Publié par Mahamed Charkaoui sur 26 Octobre 2006, 11:55am

Catégories : #Culture entrepreneuriale

Des entrepreneurs comme les autres ?
 

 

Larry Page et Sergey Brin
Comme tous leurs prédécesseurs, Brin et Page ont bénéficié d'un milieu et de circonstances particulièrement favorables : une université, Stanford, ou plutôt deux, Stanford et Berkeley, qui se font concurrence et forment des ingénieurs compétents et très versés dans les technologies du Web (c'est à Stanford que sont nés deux autres grands moteurs de recherche, Yahoo! et Excite), des informaticiens à la recherche d'un emploi à la suite de l'explosion de la bulle Internet, un environnement financier qui facilite l'accès à des ressources pour démarrer, un environnement juridique qui favorise la circulation des idées et des technologies arrivées à maturité. Autant de facteurs qui leur ont permis de construire une usine informatique rapidement et à des coûts très faibles.

Mais Brin et Page ont aussi ces qualités qui font les entrepreneurs que Joseph Schumpeter et, bien avant lui, Jean-Baptiste Say ont décrites : le charisme. Brin et Page savent convaincre leur entourage de les suivre là où ils veulent aller. L'arrogance. Ils sont intelligents, le savent et ne s'en cachent pas. Ils ont de l'ambition, faire fortune ne leur suffit pas, ils veulent aussi changer le monde. Ils sont passionnés par ce qu'ils font. Et si l'on voit aujourd'hui en eux surtout des entrepreneurs qui ont réussi, ce n'est pas la promesse de la fortune qui les amenés à se lancer dans l'aventure, mais la volonté d'améliorer les systèmes de recherche sur le web.

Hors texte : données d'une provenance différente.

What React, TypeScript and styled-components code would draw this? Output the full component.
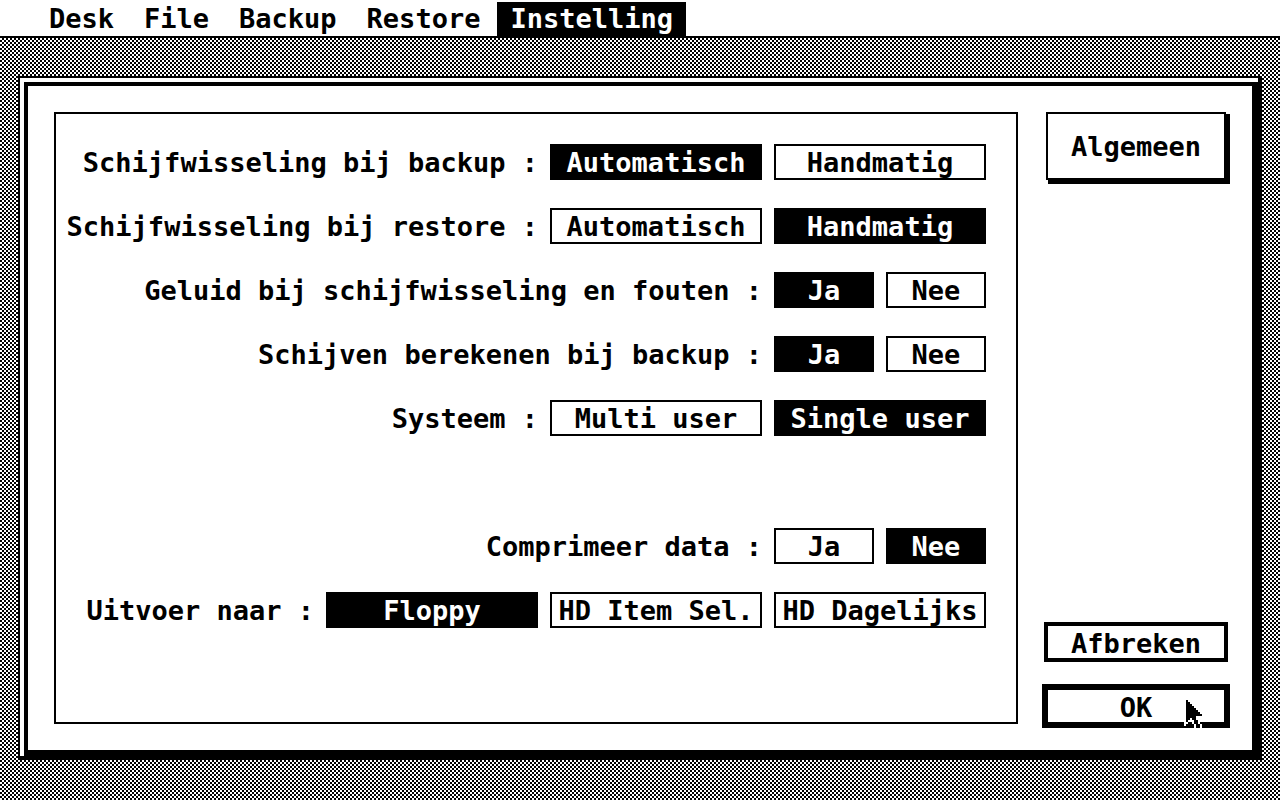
import React from 'react';
import styled, { createGlobalStyle } from 'styled-components';

const GlobalStyle = createGlobalStyle`
  *, *::before, *::after { box-sizing: border-box; }
  body { margin: 0; }
  body, button, input {
    font-family: "DejaVu Sans Mono", "Liberation Mono", monospace;
    font-size: 27px;
    font-weight: 700;
    line-height: 32px;
    color: #000;
  }
`;

const Desktop = styled.div`
  display: flex;
  flex-direction: column;
  min-height: 100vh;
  background: repeating-conic-gradient(#fff 0 25%, #000 0 50%) 0 0 / 4px 4px;
`;

const MenuBar = styled.nav`
  display: flex;
  gap: 4px;
  height: 38px;
  padding: 2px 0 0 36px;
  background: #fff;
  border-bottom: 2px solid #000;
`;

const MenuItem = styled.button<{ $open?: boolean }>`
  height: 34px;
  padding: 0 13px;
  border: 0;
  background: ${p => (p.$open ? '#000' : '#fff')};
  color: ${p => (p.$open ? '#fff' : '#000')};
`;

const DialogFrame = styled.main`
  flex: 1;
  display: flex;
  margin: 38px 20px 42px 18px;
  padding: 4px 0 0 4px;
  border: 2px solid #000;
  background: #fff;
  box-shadow: 2px 2px 0 #000;
`;

const Dialog = styled.form`
  flex: 1;
  display: flex;
  gap: 24px;
  min-width: 0;
  padding: 26px 22px 22px 26px;
  border: 4px solid #000;
  border-right-width: 6px;
  border-bottom-width: 6px;
`;

const Panel = styled.div`
  flex: 1;
  display: flex;
  flex-direction: column;
  gap: 28px;
  min-width: 0;
  margin-bottom: 4px;
  padding: 30px 30px 30px 8px;
  border: 2px solid #000;
`;

const Row = styled.fieldset<{ $spaced?: boolean }>`
  display: flex;
  justify-content: flex-end;
  align-items: center;
  gap: 12px;
  height: 36px;
  min-width: 0;
  margin: ${p => (p.$spaced ? '64px 0 0' : '0')};
  padding: 0;
  border: 0;
`;

const Caption = styled.span`
  padding-top: 2px;
  white-space: pre;
`;

const Choice = styled.label<{ $short?: boolean }>`
  display: flex;
  justify-content: center;
  align-items: center;
  flex: none;
  width: ${p => (p.$short ? '100px' : '212px')};
  height: 36px;
  padding-top: 2px;
  border: 2px solid #000;
  background: #fff;
  white-space: nowrap;
  &:has(input:checked) { background: #000; color: #fff; }
`;

const Radio = styled.input`
  appearance: none;
  position: absolute;
  margin: 0;
  width: 1px;
  height: 1px;
  opacity: 0;
`;

const Side = styled.div`
  display: flex;
  flex-direction: column;
  align-items: center;
  flex: none;
  width: 188px;
`;

const SideButton = styled.button`
  padding: 2px 0 0;
  background: #fff;
  border: 2px solid #000;
`;

const PageButton = styled(SideButton)`
  width: 180px;
  height: 68px;
  box-shadow: 4px 2px 0 #000, 2px 4px 0 #000, 4px 4px 0 #000;
`;

const CancelButton = styled(SideButton)`
  width: 184px;
  height: 40px;
  margin-top: auto;
  border-width: 4px;
`;

const OkButton = styled(SideButton)`
  position: relative;
  width: 188px;
  height: 44px;
  margin-top: 22px;
  border-width: 6px;
`;

const Pointer = styled.svg`
  position: absolute;
  top: 8px;
  right: 8px;
  width: 32px;
  height: 32px;
  pointer-events: none;
`;

/* One 16-bit word per pixel row: the white outline, then the black arrow. */
const pointerMask = [
  0xc000, 0xe000, 0xf000, 0xf800, 0xfc00, 0xfe00, 0xff00, 0xff80,
  0xffc0, 0xffc0, 0xfe00, 0xef00, 0xcf00, 0x8780, 0x0780, 0x0000,
];
const pointerInk = [
  0x0000, 0x4000, 0x6000, 0x7000, 0x7800, 0x7c00, 0x7e00, 0x7f00,
  0x7f80, 0x7c00, 0x6c00, 0x4600, 0x0600, 0x0300, 0x0300, 0x0000,
];

const bitmapPath = (rows: number[]) =>
  rows
    .map((bits, y) =>
      Array.from({ length: 16 }, (_, x) => (bits & (0x8000 >> x) ? `M${x} ${y}h1v1h-1z` : '')).join(''),
    )
    .join('');

type Setting = { name: string; caption: string; options: string[]; value: string; spaced?: boolean };

const settings: Setting[] = [
  { name: 'backup', caption: 'Schijfwisseling bij backup :', options: ['Automatisch', 'Handmatig'], value: 'Automatisch' },
  { name: 'restore', caption: 'Schijfwisseling bij restore :', options: ['Automatisch', 'Handmatig'], value: 'Handmatig' },
  { name: 'sound', caption: 'Geluid bij schijfwisseling en fouten :', options: ['Ja', 'Nee'], value: 'Ja' },
  { name: 'count', caption: 'Schijven berekenen bij backup :', options: ['Ja', 'Nee'], value: 'Ja' },
  { name: 'system', caption: 'Systeem :', options: ['Multi user', 'Single user'], value: 'Single user' },
  { name: 'compress', caption: 'Comprimeer data :', options: ['Ja', 'Nee'], value: 'Nee', spaced: true },
  { name: 'output', caption: 'Uitvoer naar :', options: ['Floppy', 'HD Item Sel.', 'HD Dagelijks'], value: 'Floppy' },
];

const menus = ['Desk', 'File', 'Backup', 'Restore', 'Instelling'];

export default function App() {
  return (
    <Desktop>
      <GlobalStyle />
      <MenuBar>
        {menus.map(m => <MenuItem key={m} type="button" $open={m === 'Instelling'}>{m}</MenuItem>)}
      </MenuBar>
      <DialogFrame>
        <Dialog onSubmit={e => e.preventDefault()}>
          <Panel>
            {settings.map(s => (
              <Row key={s.name} $spaced={s.spaced} aria-labelledby={`${s.name}-caption`}>
                <Caption id={`${s.name}-caption`}>{s.caption}</Caption>
                {s.options.map(o => (
                  <Choice key={o} $short={o.length < 4}>
                    <Radio type="radio" name={s.name} value={o} defaultChecked={o === s.value} />
                    {o}
                  </Choice>
                ))}
              </Row>
            ))}
          </Panel>
          <Side>
            <PageButton type="button">Algemeen</PageButton>
            <CancelButton type="button">Afbreken</CancelButton>
            <OkButton type="submit">
              OK
              <Pointer viewBox="0 0 16 16" shapeRendering="crispEdges" aria-hidden="true">
                <path d={bitmapPath(pointerMask)} fill="#fff" />
                <path d={bitmapPath(pointerInk)} fill="#000" />
              </Pointer>
            </OkButton>
          </Side>
        </Dialog>
      </DialogFrame>
    </Desktop>
  );
}
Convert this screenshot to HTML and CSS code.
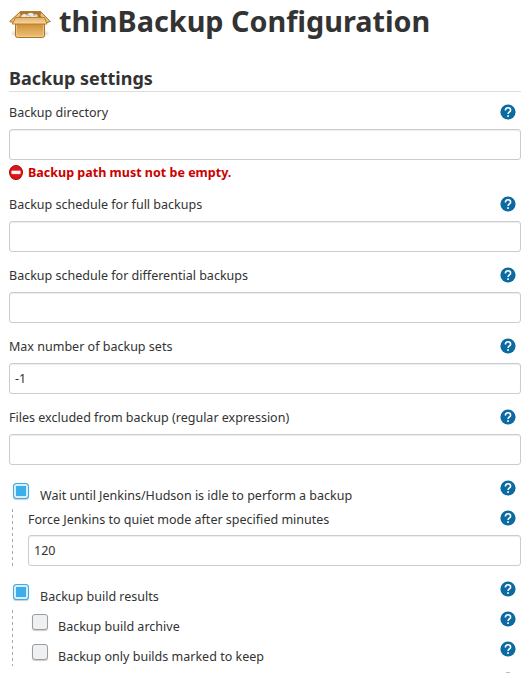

Ils ont développé Pagerank sans se lancer dans des longues études de marché qu'ils n'auraient, de toutes manières, jamais eu les moyens de financer.

Anticonformistes, ils savent prendre des décisions qui vont à l'encontre de ce qui se fait. Ils ont, on l'a compris à la lecture de leur histoire, un grand souci de leur indépendance, beaucoup de chance et… une éthique à géométrie variable : ils n'hésitent pas, lorsque nécessaire, à emprunter ce qui ne leur appartient pas. Ils ont eu des procès avec Overture et sont en délicatesse avec les éditeurs qui leur reprochent de ne pas respecter toutes les règles du copyright ou des droits d'auteur. Ils ont, enfin, un vrai sens de l'amitié.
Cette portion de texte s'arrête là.